(Exercise requirements)
Reproduce the listing below exactly. Pictures do not belong in the copy.

(Record excerpts)
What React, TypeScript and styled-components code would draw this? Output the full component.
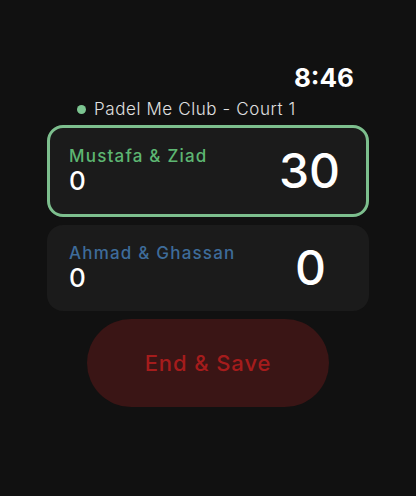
import React from 'react';
import styled, { createGlobalStyle } from 'styled-components';

const GlobalStyle = createGlobalStyle`
  html, body {
    margin: 0;
    padding: 0;
    background: #111111;
  }
  body {
    font-family: "Inter", "Noto Sans", sans-serif;
  }
`;

type Team = {
  name: string;
  color: string;
  games: number;
  points: string;
  serving: boolean;
};

const teams: Team[] = [
  { name: 'Mustafa & Ziad', color: '#5db672', games: 0, points: '30', serving: true },
  { name: 'Ahmad & Ghassan', color: '#3e6c9a', games: 0, points: '0', serving: false },
];

const App = () => {
  return (
    <Screen>
      <GlobalStyle />
      <Header>
        <Time>8:46</Time>
      </Header>

      <Court>
        <Dot />
        <span>Padel Me Club - Court 1</span>
      </Court>

      <Cards>
        {teams.map((team) => (
          <Card key={team.name} active={team.serving}>
            <TeamInfo>
              <TeamName color={team.color}>{team.name}</TeamName>
              <Games>{team.games}</Games>
            </TeamInfo>
            <Points>{team.points}</Points>
          </Card>
        ))}
      </Cards>

      <EndButton>End &amp; Save</EndButton>
    </Screen>
  );
};

export default App;

const Screen = styled.div`
  width: 416px;
  height: 496px;
  box-sizing: border-box;
  padding-top: 62px;
  display: flex;
  flex-direction: column;
  align-items: center;
  background: #111111;
`;

const Header = styled.div`
  width: 100%;
  box-sizing: border-box;
  padding-right: 62px;
  display: flex;
  justify-content: flex-end;
`;

const Time = styled.div`
  color: #ffffff;
  font-size: 26px;
  font-weight: 700;
  line-height: 32px;
`;

const Court = styled.div`
  width: 100%;
  box-sizing: border-box;
  padding-left: 77px;
  margin-top: 4px;
  display: flex;
  align-items: center;
  gap: 8px;
  color: #e0e0e0;
  font-size: 17px;
  font-weight: 300;
  letter-spacing: 0.6px;
  line-height: 22px;
`;

const Dot = styled.span`
  width: 9px;
  height: 9px;
  border-radius: 50%;
  background: #7cc591;
`;

const Cards = styled.div`
  margin-top: 5px;
  display: flex;
  flex-direction: column;
  gap: 8px;
`;

const Card = styled.div<{ active: boolean }>`
  width: 322px;
  height: ${(p) => (p.active ? 92 : 86)}px;
  box-sizing: border-box;
  padding: 0 ${(p) => (p.active ? 26 : 43)}px 0 ${(p) => (p.active ? 19 : 22)}px;
  display: flex;
  align-items: center;
  justify-content: space-between;
  background: #1b1b1b;
  border-radius: 16px;
  border: ${(p) => (p.active ? '3px solid #7dbf8e' : 'none')};
`;

const TeamInfo = styled.div`
  display: flex;
  flex-direction: column;
`;

const TeamName = styled.div<{ color: string }>`
  color: ${(p) => p.color};
  font-size: 17px;
  font-weight: 500;
  letter-spacing: 1.2px;
  line-height: 20px;
`;

const Games = styled.div`
  color: #ffffff;
  font-size: 26px;
  font-weight: 500;
  line-height: 30px;
`;

const Points = styled.div`
  color: #ffffff;
  font-size: 48px;
  font-weight: 500;
  line-height: 54px;
`;

const EndButton = styled.button`
  margin-top: 8px;
  width: 242px;
  height: 88px;
  border: none;
  border-radius: 44px;
  background: #3a1515;
  color: #a51c1c;
  font-family: inherit;
  font-size: 22px;
  font-weight: 500;
  letter-spacing: 0.9px;
  cursor: pointer;
`;
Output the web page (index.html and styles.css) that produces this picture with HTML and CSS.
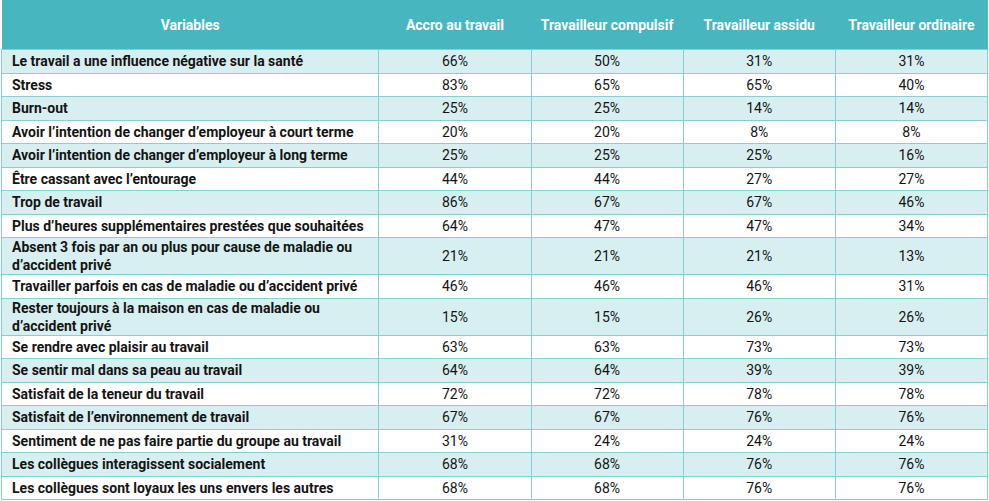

(Response to the task)
What React, TypeScript and styled-components code would draw this? Output the full component.
import React from 'react';
import styled, { createGlobalStyle } from 'styled-components';

const GlobalStyle = createGlobalStyle`
  html, body {
    margin: 0;
    padding: 0;
    background: #111111;
  }
  body {
    font-family: "Inter", "Noto Sans", sans-serif;
  }
`;

type Team = {
  name: string;
  color: string;
  games: number;
  points: string;
  serving: boolean;
};

const teams: Team[] = [
  { name: 'Mustafa & Ziad', color: '#5db672', games: 0, points: '30', serving: true },
  { name: 'Ahmad & Ghassan', color: '#3e6c9a', games: 0, points: '0', serving: false },
];

const App = () => {
  return (
    <Screen>
      <GlobalStyle />
      <Header>
        <Time>8:46</Time>
      </Header>

      <Court>
        <Dot />
        <span>Padel Me Club - Court 1</span>
      </Court>

      <Cards>
        {teams.map((team) => (
          <Card key={team.name} active={team.serving}>
            <TeamInfo>
              <TeamName color={team.color}>{team.name}</TeamName>
              <Games>{team.games}</Games>
            </TeamInfo>
            <Points>{team.points}</Points>
          </Card>
        ))}
      </Cards>

      <EndButton>End &amp; Save</EndButton>
    </Screen>
  );
};

export default App;

const Screen = styled.div`
  width: 416px;
  height: 496px;
  box-sizing: border-box;
  padding-top: 62px;
  display: flex;
  flex-direction: column;
  align-items: center;
  background: #111111;
`;

const Header = styled.div`
  width: 100%;
  box-sizing: border-box;
  padding-right: 62px;
  display: flex;
  justify-content: flex-end;
`;

const Time = styled.div`
  color: #ffffff;
  font-size: 26px;
  font-weight: 700;
  line-height: 32px;
`;

const Court = styled.div`
  width: 100%;
  box-sizing: border-box;
  padding-left: 77px;
  margin-top: 4px;
  display: flex;
  align-items: center;
  gap: 8px;
  color: #e0e0e0;
  font-size: 17px;
  font-weight: 300;
  letter-spacing: 0.6px;
  line-height: 22px;
`;

const Dot = styled.span`
  width: 9px;
  height: 9px;
  border-radius: 50%;
  background: #7cc591;
`;

const Cards = styled.div`
  margin-top: 5px;
  display: flex;
  flex-direction: column;
  gap: 8px;
`;

const Card = styled.div<{ active: boolean }>`
  width: 322px;
  height: ${(p) => (p.active ? 92 : 86)}px;
  box-sizing: border-box;
  padding: 0 ${(p) => (p.active ? 26 : 43)}px 0 ${(p) => (p.active ? 19 : 22)}px;
  display: flex;
  align-items: center;
  justify-content: space-between;
  background: #1b1b1b;
  border-radius: 16px;
  border: ${(p) => (p.active ? '3px solid #7dbf8e' : 'none')};
`;

const TeamInfo = styled.div`
  display: flex;
  flex-direction: column;
`;

const TeamName = styled.div<{ color: string }>`
  color: ${(p) => p.color};
  font-size: 17px;
  font-weight: 500;
  letter-spacing: 1.2px;
  line-height: 20px;
`;

const Games = styled.div`
  color: #ffffff;
  font-size: 26px;
  font-weight: 500;
  line-height: 30px;
`;

const Points = styled.div`
  color: #ffffff;
  font-size: 48px;
  font-weight: 500;
  line-height: 54px;
`;

const EndButton = styled.button`
  margin-top: 8px;
  width: 242px;
  height: 88px;
  border: none;
  border-radius: 44px;
  background: #3a1515;
  color: #a51c1c;
  font-family: inherit;
  font-size: 22px;
  font-weight: 500;
  letter-spacing: 0.9px;
  cursor: pointer;
`;
Output the web page (index.html and styles.css) that produces this picture with HTML and CSS.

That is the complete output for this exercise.